As a small business owner, Henry recognizes the distinctive charm that local businesses bring to cities, attracting people to visit and make a home here.
“We’ve gotten written up in some really crazy magazines that say Fort Wayne is a top travel spot,” she says. “Reporters are always looking for something interesting to write about and we have to keep supporting those things so they’re here.”
By her estimation, supporting small businesses is a vital part of maintaining the Fort Wayne people know and value today.

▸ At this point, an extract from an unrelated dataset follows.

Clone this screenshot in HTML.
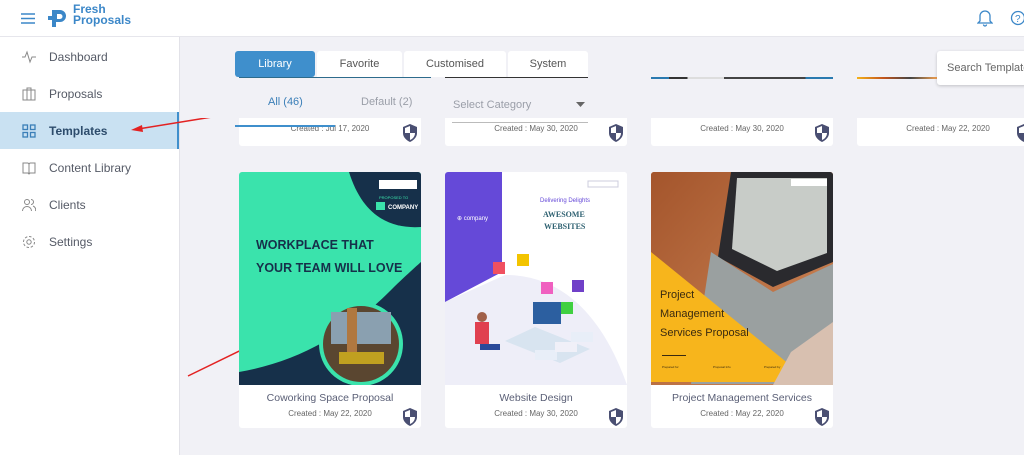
<!DOCTYPE html>
<html><head><meta charset="utf-8"><style>
*{margin:0;padding:0;box-sizing:border-box}
body{width:1024px;height:455px;overflow:hidden;background:#f1f1f6;font-family:"Liberation Sans",sans-serif;position:relative}
.hdr{position:absolute;left:0;top:0;width:1024px;height:37px;background:#fff;border-bottom:1px solid #e6e6ec}
.side{position:absolute;left:0;top:37px;width:180px;height:418px;background:#fff;border-right:1px solid #e2e2e8}
.nav{position:absolute;left:0;width:179px;height:37px;font-size:12px;color:#555a66;display:flex;align-items:center;padding-left:49px}
.nav svg{position:absolute;left:22px;top:12px}
.nav.act{background:#c9e1f2;color:#2d4c6c;font-weight:bold;border-right:2px solid #3f8fcc}
.card{position:absolute;width:182px;background:#fff;border-radius:3px;overflow:hidden}
.cap{position:absolute;left:0;width:182px;text-align:center;color:#5a5f76}
.t1{font-size:10.5px}.t2{font-size:8px;color:#666}
.sh{position:absolute}
.tab{position:absolute;top:51px;height:26px;background:#fff;font-size:11px;color:#555;display:flex;align-items:center;justify-content:center;border-radius:3px 3px 0 0}
</style></head><body>
<div class="hdr">
<svg style="position:absolute;left:21px;top:13px" width="14" height="11"><path d="M0 1H14M0 5.5H14M0 10H14" stroke="#3b87c8" stroke-width="1.6"/></svg>
<svg style="position:absolute;left:48px;top:7px" width="20" height="22"><path d="M4 3h8a6 6 0 0 1 0 12h-4v5h-4z" fill="#3b87c8"/><path d="M9 7h3a2.5 2.5 0 0 1 0 5h-3z" fill="#fff"/><rect x="0" y="9" width="5" height="4" fill="#3b87c8"/></svg>
<div style="position:absolute;left:73px;top:4px;font-size:12px;line-height:11px;color:#3b87c8;font-weight:bold">Fresh<br>Proposals</div>
<svg style="position:absolute;left:977px;top:9px" width="16" height="18"><path d="M3 12V7a5 5 0 0 1 10 0v5l2 2H1z M6.5 15.5a1.5 1.5 0 0 0 3 0" fill="none" stroke="#3b87c8" stroke-width="1.3"/></svg>
<svg style="position:absolute;left:1010px;top:9px" width="16" height="18"><circle cx="8" cy="9" r="6.5" fill="none" stroke="#3b87c8" stroke-width="1.3"/><text x="5" y="13" font-size="10" fill="#3b87c8" font-family="Liberation Sans">?</text></svg>
</div>
<div class="side">
<div class="nav" style="top:1px"><svg width="14" height="14"><path d="M0 7h3l2-5 3 10 2-5h4" fill="none" stroke="#888" stroke-width="1"/></svg>Dashboard</div>
<div class="nav" style="top:38px"><svg width="14" height="14"><rect x="1" y="3" width="12" height="10" fill="none" stroke="#888"/><path d="M5 3V1h4v2M5 3v10M9 3v10" fill="none" stroke="#888"/></svg>Proposals</div>
<div class="nav act" style="top:75px"><svg width="14" height="14"><g fill="none" stroke="#3b7fb8" stroke-width="1.3"><rect x="1" y="1" width="4.5" height="4.5"/><rect x="8.5" y="1" width="4.5" height="4.5"/><rect x="1" y="8.5" width="4.5" height="4.5"/><rect x="8.5" y="8.5" width="4.5" height="4.5"/></g></svg>Templates</div>
<div class="nav" style="top:112px"><svg width="14" height="14"><path d="M1 2h5l1 1 1-1h5v10H8l-1 1-1-1H1zM7 3v10" fill="none" stroke="#888"/></svg>Content Library</div>
<div class="nav" style="top:149px"><svg width="14" height="14"><circle cx="5" cy="4" r="2.5" fill="none" stroke="#888"/><path d="M0.5 13a4.5 4.5 0 0 1 9 0M9 1.5a2.5 2.5 0 0 1 0 5M11 8a4 4 0 0 1 2.5 5" fill="none" stroke="#888"/></svg>Clients</div>
<div class="nav" style="top:186px"><svg width="14" height="14"><circle cx="7" cy="7" r="2.2" fill="none" stroke="#888"/><circle cx="7" cy="7" r="5.5" fill="none" stroke="#888" stroke-dasharray="2.5 1.8"/></svg>Settings</div>
</div>
<svg style="position:absolute;left:0;top:0" width="1024" height="455"><path d="M212 117L138 129" stroke="#e32222" stroke-width="1.5"/><path d="M131 130l11-5 1 7z" fill="#e32222"/><path d="M188 376L266 338" stroke="#e32222" stroke-width="1.5"/><path d="M273 335l-11 1 3 6z" fill="#e32222"/></svg>

<!-- row1 partial cards -->
<div class="card" style="left:239px;top:100px;height:46px"><div class="cap t2" style="top:24px">Created : Jul 17, 2020</div></div>
<div class="card" style="left:445px;top:100px;height:46px"><div class="cap t2" style="top:24px">Created : May 30, 2020</div></div>
<div class="card" style="left:651px;top:100px;height:46px"><div class="cap t2" style="top:24px">Created : May 30, 2020</div></div>
<div class="card" style="left:857px;top:100px;height:46px"><div class="cap t2" style="top:24px">Created : May 22, 2020</div></div>
<div style="position:absolute;left:180px;top:37px;width:844px;height:81px;background:#f1f1f6"></div>
<div style="position:absolute;left:651px;top:77px;width:182px;height:2px;background:linear-gradient(90deg,#2a7ab0 0 10%,#333 10% 20%,#ddd 20% 40%,#444 40% 85%,#2a7ab0 85%)"></div>
<div style="position:absolute;left:857px;top:77px;width:80px;height:2px;background:linear-gradient(90deg,#f5b21a,#c2541c,#444,#f0a050)"></div>
<div style="position:absolute;left:445px;top:77px;width:143px;height:1px;background:#333"></div>
<div style="position:absolute;left:239px;top:77px;width:192px;height:1px;background:#2d6b8c"></div>
<svg class="sh" style="left:403px;top:124px" width="14" height="18"><path d="M7 0L14 3v6c0 4-3 7-7 9C3 16 0 13 0 9V3z" fill="#4a4f72"/><path d="M7 2v7H2V4zM7 9h5c0 3-2 6-5 7z" fill="#fff"/></svg>
<svg class="sh" style="left:609px;top:124px" width="14" height="18"><path d="M7 0L14 3v6c0 4-3 7-7 9C3 16 0 13 0 9V3z" fill="#4a4f72"/><path d="M7 2v7H2V4zM7 9h5c0 3-2 6-5 7z" fill="#fff"/></svg>
<svg class="sh" style="left:815px;top:124px" width="14" height="18"><path d="M7 0L14 3v6c0 4-3 7-7 9C3 16 0 13 0 9V3z" fill="#4a4f72"/><path d="M7 2v7H2V4zM7 9h5c0 3-2 6-5 7z" fill="#fff"/></svg>
<svg class="sh" style="left:1017px;top:124px" width="14" height="18"><path d="M7 0L14 3v6c0 4-3 7-7 9C3 16 0 13 0 9V3z" fill="#4a4f72"/><path d="M7 2v7H2V4zM7 9h5c0 3-2 6-5 7z" fill="#fff"/></svg>

<div class="tab" style="left:235px;width:80px;background:#3f8fcc;color:#fff;border-radius:3px">Library</div>
<div class="tab" style="left:317px;width:85px">Favorite</div>
<div class="tab" style="left:404px;width:102px">Customised</div>
<div class="tab" style="left:508px;width:80px">System</div>
<div style="position:absolute;left:268px;top:96px;font-size:11px;color:#3b7fb8">All (46)</div>
<div style="position:absolute;left:361px;top:96px;font-size:11px;color:#9a9ea8">Default (2)</div>
<div style="position:absolute;left:235px;top:125px;width:100px;height:2px;background:#3f8fcc"></div>
<div style="position:absolute;left:453px;top:99px;font-size:11px;color:#9a9ea8">Select Category</div>
<svg style="position:absolute;left:576px;top:102px" width="9" height="5"><path d="M0 0h9L4.5 5z" fill="#666"/></svg>
<div style="position:absolute;left:452px;top:122px;width:136px;height:1px;background:#bbb"></div>
<div style="position:absolute;left:937px;top:51px;width:100px;height:34px;background:#fff;border-radius:3px;box-shadow:0 1px 3px rgba(0,0,0,.2);font-size:11px;color:#666;padding:11px 0 0 10px">Search Template</div>

<!-- card 1 -->
<div class="card" style="left:239px;top:172px;height:256px">
<svg width="182" height="213" style="display:block"><rect width="182" height="213" fill="#3ae3ac"/><path d="M110 0h72v55c-30 2-58-10-72-55z" fill="#16304a"/><path d="M0 213V200c60-10 110-40 150-80 15-15 32-30 32-30V213z" fill="#16304a"/><circle cx="122" cy="172" r="42" fill="#3ae3ac"/><circle cx="122" cy="172" r="38" fill="#5a4630"/><rect x="92" y="140" width="60" height="32" fill="#8aa0b0"/><rect x="108" y="136" width="10" height="50" fill="#b07840"/><rect x="100" y="180" width="45" height="12" fill="#c0a020"/><rect x="140" y="8" width="38" height="9" fill="#fff"/><text x="140" y="27" font-size="4" fill="#3ae3ac" font-family="Liberation Sans">PROPOSED TO</text><rect x="137" y="30" width="9" height="8" fill="#3ae3ac"/><text x="149" y="37" font-size="6" fill="#fff" font-weight="bold" font-family="Liberation Sans">COMPANY</text><text x="17" y="77" font-size="12.5" font-weight="bold" fill="#16304a" font-family="Liberation Sans">WORKPLACE THAT</text><text x="17" y="100" font-size="12.5" font-weight="bold" fill="#16304a" font-family="Liberation Sans">YOUR TEAM WILL LOVE</text></svg>
<div class="cap t1" style="top:220px">Coworking Space Proposal</div>
<div class="cap t2" style="top:237px">Created : May 22, 2020</div>
</div>
<!-- card 2 -->
<div class="card" style="left:445px;top:172px;height:256px">
<svg width="182" height="213" style="display:block"><rect width="182" height="213" fill="#fff"/><path d="M0 130L60 103c40 0 90 20 122 110H0z" fill="#eeeef8"/><path d="M0 0h57v100L0 130z" fill="#6549d8"/><text x="12" y="48" font-size="6" fill="#fff" font-family="Liberation Sans">⊕ company</text><rect x="143" y="9" width="30" height="6" fill="#fff" stroke="#ccd"/><text x="95" y="30" font-size="6" fill="#6549d8" font-family="Liberation Sans">Delivering Delights</text><text x="98" y="45" font-size="8" fill="#2d6070" font-weight="bold" font-family="Liberation Serif">AWESOME</text><text x="99" y="57" font-size="8" fill="#2d6070" font-weight="bold" font-family="Liberation Serif">WEBSITES</text><rect x="48" y="90" width="12" height="12" fill="#f05060"/><rect x="72" y="82" width="12" height="12" fill="#f3c400"/><rect x="96" y="110" width="12" height="12" fill="#f060c0"/><rect x="127" y="108" width="12" height="12" fill="#7040c8"/><rect x="116" y="130" width="12" height="12" fill="#40d040"/><path d="M90 155l55 22-30 14-55-22z" fill="#d8e4f0"/><rect x="88" y="130" width="28" height="22" fill="#2c5fa0"/><rect x="30" y="150" width="14" height="22" fill="#e04050"/><circle cx="37" cy="145" r="5" fill="#a0604a"/><rect x="35" y="172" width="20" height="6" fill="#2a4a9a"/><rect x="90" y="178" width="22" height="10" fill="#e8eef8"/><rect x="110" y="170" width="22" height="10" fill="#f0f0f8"/><rect x="126" y="160" width="22" height="10" fill="#e8eef8"/></svg>
<div class="cap t1" style="top:220px">Website Design</div>
<div class="cap t2" style="top:237px">Created : May 30, 2020</div>
</div>
<!-- card 3 -->
<div class="card" style="left:651px;top:172px;height:256px">
<svg width="182" height="213" style="display:block"><rect width="182" height="213" fill="#b86a3c"/><path d="M0 0h182v213H0z" fill="url(#w)"/><defs><linearGradient id="w" x1="0" y1="0" x2="1" y2="1"><stop offset="0" stop-color="#a4552c"/><stop offset="1" stop-color="#d08a5a"/></linearGradient></defs><path d="M80 0h102v90l-60 25-55-30z" fill="#2a2a2e"/><path d="M86 6h90v75l-50 18-45-22z" fill="#c8ccc8"/><path d="M60 80l62 40 60-28v120H40z" fill="#9aa0a0"/><path d="M0 80l160 130H0z" fill="#f7b51c"/><path d="M140 180l42-30v63h-60z" fill="#d8c0b0"/><rect x="140" y="7" width="36" height="7" fill="#fff"/><text x="9" y="126" font-size="11" fill="#3a2a10" font-family="Liberation Sans">Project</text><text x="9" y="145" font-size="11" fill="#3a2a10" font-family="Liberation Sans">Management</text><text x="9" y="164" font-size="11" fill="#3a2a10" font-family="Liberation Sans">Services Proposal</text><rect x="11" y="183" width="24" height="1" fill="#3a2a10"/><g font-size="3" fill="#3a2a10" font-family="Liberation Sans"><text x="11" y="196">Prepared for</text><text x="62" y="196">Proposal Info</text><text x="113" y="196">Prepared by</text></g></svg>
<div class="cap t1" style="top:220px">Project Management Services</div>
<div class="cap t2" style="top:237px">Created : May 22, 2020</div>
</div>
<svg class="sh" style="left:403px;top:408px" width="14" height="18"><path d="M7 0L14 3v6c0 4-3 7-7 9C3 16 0 13 0 9V3z" fill="#4a4f72"/><path d="M7 2v7H2V4zM7 9h5c0 3-2 6-5 7z" fill="#fff"/></svg>
<svg class="sh" style="left:609px;top:408px" width="14" height="18"><path d="M7 0L14 3v6c0 4-3 7-7 9C3 16 0 13 0 9V3z" fill="#4a4f72"/><path d="M7 2v7H2V4zM7 9h5c0 3-2 6-5 7z" fill="#fff"/></svg>
<svg class="sh" style="left:815px;top:408px" width="14" height="18"><path d="M7 0L14 3v6c0 4-3 7-7 9C3 16 0 13 0 9V3z" fill="#4a4f72"/><path d="M7 2v7H2V4zM7 9h5c0 3-2 6-5 7z" fill="#fff"/></svg>
</body></html>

“I moved here in 2008, right when the financial crisis started and Fort Wayne has come so far,” she says. “You have to keep supporting local businesses or else they’re gonna dry up and we’ve seen some of them do that. If people could just remember to come Downtown and spend your money locally, it really helps the town as a whole.”
Supporting artisans near and far
Founded by Lorelei VerLee in 2011, Creative Women of the World is on a mission to combine business training, art and entrepreneurship to empower women to lift themselves out of poverty. They do that by selling goods made by vendors from around the world and giving artisans a market to reach consumers.

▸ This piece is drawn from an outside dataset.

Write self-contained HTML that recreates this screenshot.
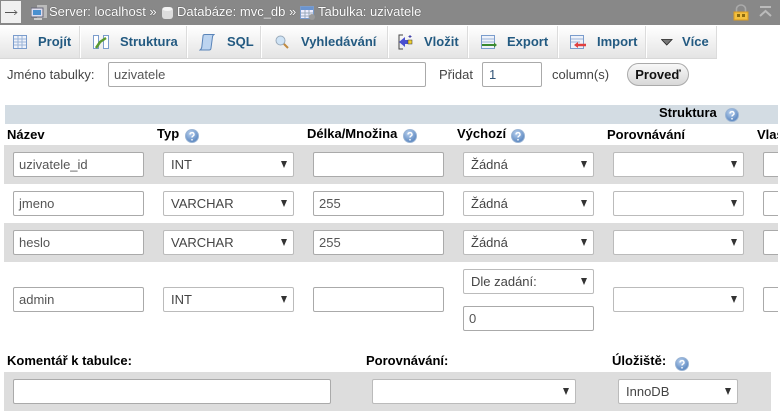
<!DOCTYPE html>
<html><head><meta charset="utf-8"><style>
html,body{margin:0;padding:0;width:780px;height:412px;overflow:hidden;background:#fff}
body{position:relative;font-family:"Liberation Sans",Arial,sans-serif;font-size:13px;color:#444}
.a,.i,.s,.t,.l,.b,.sep{position:absolute}
.t{white-space:nowrap;line-height:16px}
.l{white-space:nowrap;font-weight:bold;color:#000;line-height:16px;font-size:13px}
.b{background:#ddd}
.i,.s{box-sizing:border-box;height:25px;background:#fff;border:1px solid #aaa;border-radius:2px;font-size:13px;line-height:23px;padding-left:5px;color:#555;white-space:nowrap;overflow:hidden}
.s{border-color:#bbb;padding-left:7px;color:#444}
.s:after{content:"";position:absolute;right:6px;top:8px;border-left:3px solid transparent;border-right:3px solid transparent;border-top:7px solid #333}
.sep{top:26px;width:1px;height:32px;background:#fff;box-shadow:-1px 0 0 #dcdcdc}
.tab{position:absolute;top:34px;font-weight:bold;font-size:13px;color:#235a81;line-height:16px;white-space:nowrap}
.h{position:absolute}
</style></head><body>
<div class="a" style="left:0;top:0;width:780px;height:25px;background:#888"></div>
<div class="a" style="left:1px;top:1px;width:20px;height:22px;background:#f0f0f0"></div>
<div class="a" style="left:5px;top:12px;width:12px;height:1px;background:#555"></div>
<svg class="a" style="left:14px;top:10px" width="4" height="5"><path d="M0 0L3 2.500L0 5" fill="none" stroke="#666" stroke-width=".8"/></svg>
<svg class="a" style="left:31px;top:5px" width="17" height="16"><rect x="6" y="0" width="10" height="13" fill="#bbb"/><rect x="0" y="3" width="12" height="9" fill="#dde" stroke="#667"/><rect x="2" y="5" width="8" height="5" fill="#4a90d0"/><rect x="3" y="13" width="8" height="2" fill="#ccc"/></svg>
<div class="t" style="left:49px;top:4px;color:#fff;text-shadow:0 0 1px #333">Server: localhost »</div>
<svg class="a" style="left:162px;top:6px" width="11" height="14"><rect x="0" y="1" width="11" height="12" rx="3" fill="#ddd"/><ellipse cx="5.500" cy="3" rx="5" ry="2" fill="#f4f4f4"/></svg>
<div class="t" style="left:177px;top:4px;color:#fff;text-shadow:0 0 1px #333">Databáze: mvc_db »</div>
<svg class="a" style="left:300px;top:6px" width="16" height="15"><rect x=".5" y=".5" width="13" height="12" fill="#eef" stroke="#7a9ccc"/><rect x="1" y="1" width="12" height="3" fill="#6a94d0"/><path d="M1 7H13M1 10H13M5 4V12M9 4V12" stroke="#9ab"/><circle cx="12" cy="11" r="3" fill="#999"/></svg>
<div class="t" style="left:318px;top:4px;color:#fff;text-shadow:0 0 1px #333">Tabulka: uzivatele</div>
<svg class="a" style="left:733px;top:4px" width="16" height="17"><path d="M3.500 8V5a4.500 4 0 0 1 9 0V8" fill="none" stroke="#aaa" stroke-width="1.600"/><rect x="1" y="8" width="14" height="8" fill="#f2c040" stroke="#d89a20"/><rect x="4" y="10" width="3" height="3" fill="#8a6a10"/><rect x="9" y="10" width="3" height="3" fill="#8a6a10"/></svg>
<svg class="a" style="left:759px;top:6px" width="13" height="12"><path d="M1 1H12" stroke="#bbb" stroke-width="2"/><path d="M1 10L6.500 5L12 10" fill="none" stroke="#bbb" stroke-width="2"/></svg>

<div class="a" style="left:0;top:26px;width:717px;height:32px;background:linear-gradient(#fff,#e4e4e4)"></div>
<div class="a" style="left:717px;top:26px;width:63px;height:33px;background:#fff"></div>
<div class="a" style="left:0;top:58px;width:717px;height:1px;background:#d8d8d8"></div>
<div class="sep" style="left:80px"></div><div class="sep" style="left:187px"></div><div class="sep" style="left:261px"></div><div class="sep" style="left:388px"></div><div class="sep" style="left:468px"></div><div class="sep" style="left:558px"></div><div class="sep" style="left:646px"></div><div class="sep" style="left:717px"></div>

<svg class="h" style="left:13px;top:35px" width="14" height="14"><rect x=".5" y=".5" width="13" height="13" fill="#eef2fa" stroke="#7a9ccc"/><path d="M1 4H13M1 7H13M1 10H13M5 1V13M9 1V13" stroke="#9cb4d8"/></svg>
<div class="tab" style="left:38px">Projít</div>
<svg class="h" style="left:93px;top:35px" width="16" height="15"><rect x=".5" y=".5" width="5" height="13" fill="#fff" stroke="#7a9ccc"/><rect x="10.500" y=".5" width="5" height="13" fill="#fff" stroke="#7a9ccc"/><path d="M3 13L7 7L13 3" stroke="#5a9a30" stroke-width="2.500" fill="none"/></svg>
<div class="tab" style="left:120px">Struktura</div>
<svg class="h" style="left:199px;top:34px" width="16" height="17"><path d="M4 2Q4 .5 6 .5H15Q13.500 1.500 13.500 3L12 14Q12 16 10 16H1Q2.500 15 2.800 13Z" fill="#bcd4f0" stroke="#5a84b8"/></svg>
<div class="tab" style="left:227px">SQL</div>
<svg class="h" style="left:275px;top:35px" width="14" height="14"><path d="M8 8L13 13" stroke="#c08a40" stroke-width="2"/><circle cx="5.500" cy="5.500" r="4.500" fill="#cfe3f5" stroke="#9ab"/></svg>
<div class="tab" style="left:301px">Vyhledávání</div>
<svg class="h" style="left:398px;top:34px" width="16" height="16"><path d="M5 1H1V15H5" fill="none" stroke="#444"/><path d="M1 8L7 3V6H11V10H7V13Z" fill="#4a50d0"/><rect x="10" y="6" width="4" height="4" fill="#f0d030" stroke="#333" stroke-width=".5"/><path d="M12 1V4M10.500 2.500H13.500" stroke="#44a"/></svg>
<div class="tab" style="left:424px">Vložit</div>
<svg class="h" style="left:481px;top:35px" width="17" height="15"><rect x=".5" y=".5" width="13" height="13" fill="#eef2fa" stroke="#7a9ccc"/><path d="M1 4H13M1 7H13" stroke="#9cb4d8"/><path d="M1 10H13" stroke="#3a8a30" stroke-width="2"/><path d="M13 7.500L16 10L13 12.500Z" fill="#3a8a30"/></svg>
<div class="tab" style="left:507px">Export</div>
<svg class="h" style="left:570px;top:35px" width="17" height="15"><rect x=".5" y=".5" width="13" height="13" fill="#eef2fa" stroke="#7a9ccc"/><path d="M1 4H13M1 7H10" stroke="#9cb4d8"/><path d="M8 10H16" stroke="#e04040" stroke-width="2.500"/><path d="M8 7L4 10L8 13Z" fill="#e04040"/></svg>
<div class="tab" style="left:597px">Import</div>
<svg class="h" style="left:661px;top:39px" width="12" height="7"><path d="M.5 .5H11L5.750 6Z" fill="#777" stroke="#222" stroke-width=".8"/></svg>
<div class="tab" style="left:682px">Více</div>

<div class="t" style="left:7px;top:67px">Jméno tabulky:</div>
<div class="i" style="left:108px;top:62px;width:318px">uzivatele</div>
<div class="t" style="left:439px;top:67px">Přidat</div>
<div class="i" style="left:482px;top:62px;width:60px;padding-left:6px;color:#357">1</div>
<div class="t" style="left:552px;top:67px">column(s)</div>
<div class="a" style="left:627px;top:63px;width:62px;height:23px;box-sizing:border-box;border:1px solid #aaa;border-radius:12px;background:linear-gradient(#f8f8f8,#d8d8d8);text-align:center;font-weight:bold;font-size:13px;line-height:21px;color:#111">Proveď</div>

<div class="a" style="left:5px;top:105px;width:773px;height:19px;background:#d3dce3"></div>
<div class="l" style="left:659px;top:105px">Struktura</div>
<svg width="0" height="0" style="position:absolute"><defs><radialGradient id="g" cx=".4" cy=".3" r=".8"><stop offset="0" stop-color="#b8d0ee"/><stop offset="1" stop-color="#4a7ab8"/></radialGradient><symbol id="q" viewBox="0 0 14 14"><circle cx="7" cy="7" r="6.500" fill="url(#g)" stroke="#9ab4d4"/><path d="M5 5.500a2 1.800 0 1 1 3 1.500q-1 .5-1 1.500M7 10V11.500" fill="none" stroke="#fff" stroke-width="1.400"/></symbol></defs></svg>
<svg class="h" style="left:725px;top:108px" width="14" height="14"><use href="#q"/></svg>

<div class="l" style="left:7px;top:127px">Název</div>
<div class="l" style="left:157px;top:126px">Typ</div><svg class="h" style="left:185px;top:129px" width="14" height="14"><use href="#q"/></svg>
<div class="l" style="left:307px;top:126px">Délka/Množina</div><svg class="h" style="left:403px;top:129px" width="14" height="14"><use href="#q"/></svg>
<div class="l" style="left:457px;top:126px">Výchozí</div><svg class="h" style="left:511px;top:129px" width="14" height="14"><use href="#q"/></svg>
<div class="l" style="left:607px;top:127px">Porovnávání</div>
<div class="l" style="left:757px;top:127px">Vlas</div>

<div class="b" style="left:4px;top:145px;width:774px;height:39px"></div>
<div class="b" style="left:4px;top:223px;width:774px;height:39px"></div>

<div class="i" style="left:13px;top:152px;width:131px">uzivatele_id</div>
<div class="s" style="left:163px;top:152px;width:131px">INT</div>
<div class="i" style="left:313px;top:152px;width:131px"></div>
<div class="s" style="left:463px;top:152px;width:131px">Žádná</div>
<div class="s" style="left:613px;top:152px;width:131px"></div>
<div class="i" style="left:763px;top:152px;width:30px"></div>

<div class="i" style="left:13px;top:191px;width:131px">jmeno</div>
<div class="s" style="left:163px;top:191px;width:131px">VARCHAR</div>
<div class="i" style="left:313px;top:191px;width:131px">255</div>
<div class="s" style="left:463px;top:191px;width:131px">Žádná</div>
<div class="s" style="left:613px;top:191px;width:131px"></div>
<div class="i" style="left:763px;top:191px;width:30px"></div>

<div class="i" style="left:13px;top:230px;width:131px">heslo</div>
<div class="s" style="left:163px;top:230px;width:131px">VARCHAR</div>
<div class="i" style="left:313px;top:230px;width:131px">255</div>
<div class="s" style="left:463px;top:230px;width:131px">Žádná</div>
<div class="s" style="left:613px;top:230px;width:131px"></div>
<div class="i" style="left:763px;top:230px;width:30px"></div>

<div class="i" style="left:13px;top:287px;width:131px">admin</div>
<div class="s" style="left:163px;top:287px;width:131px">INT</div>
<div class="i" style="left:313px;top:287px;width:131px"></div>
<div class="s" style="left:463px;top:269px;width:131px">Dle zadání:</div>
<div class="i" style="left:463px;top:306px;width:131px">0</div>
<div class="s" style="left:613px;top:287px;width:131px"></div>
<div class="i" style="left:763px;top:287px;width:30px"></div>
<div class="a" style="left:778px;top:100px;width:2px;height:312px;background:#fff"></div>

<div class="l" style="left:7px;top:353px">Komentář k tabulce:</div>
<div class="l" style="left:366px;top:353px">Porovnávání:</div>
<div class="l" style="left:612px;top:353px">Úložiště:</div><svg class="h" style="left:675px;top:357px" width="14" height="14"><use href="#q"/></svg>
<div class="b" style="left:4px;top:372px;width:767px;height:39px"></div>
<div class="i" style="left:13px;top:379px;width:318px"></div>
<div class="s" style="left:372px;top:379px;width:204px"></div>
<div class="s" style="left:618px;top:379px;width:120px">InnoDB</div>
</body></html>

The store features products from more than 50 countries worldwide. Approximately 10 percent of the merchandise at Creative Women of the World is crafted by local women. The store also highlights a quarterly rotating display for local artists.
“Most of the vendors we work with either support people who are living under extreme poverty, people who have been trafficked or have worked in the sex industry, and disaster relief as well,” explains Executive Director Becky Stockert.
Inside shoppers can find jewelry made from various materials, like broken pottery or recycled saris. Creative Women of the World also sells bags, baskets, tea, coffee, and stationery. Around the holidays they also sell a unique assortment of ornaments. Everything in the store is fair trade, meaning whoever made the items is being paid a fair wage for their work.
As a nonprofit organization, Creative Women of the World uses their storefront to support artisans, locally and internationally. Proceeds from the store go toward creating and supporting programming like “Unlocking Your Design,” a financial literacy and business training program. To date, the program has been taught in 14 countries around the world and in Fort Wayne.
“Kind of like with our vendors, it’s helping people have more stable lives and helping them become more financially independent,” Stockert says. “We want women to be financially independent and have money to support themselves and their children. Around the world, the most people living in poverty are women and children and they are the most vulnerable.”
Creative Women of the World also hosts business training workshops and networking events in Fort Wayne, all supported by the consumers who shop at their store and purchase items from their international and local vendors.
“When you shop at Creative Women of the World, you are changing someone’s life, either locally or internationally. The organizations that we work with, and the vendors that we buy from are people who are in extremely difficult situations. Selling some of these products is a way to alleviate some of the suffering people are experiencing and to improve their lives. And the store supports our development. So by shopping in the store, you’re supporting our work of helping women become more financially stable.”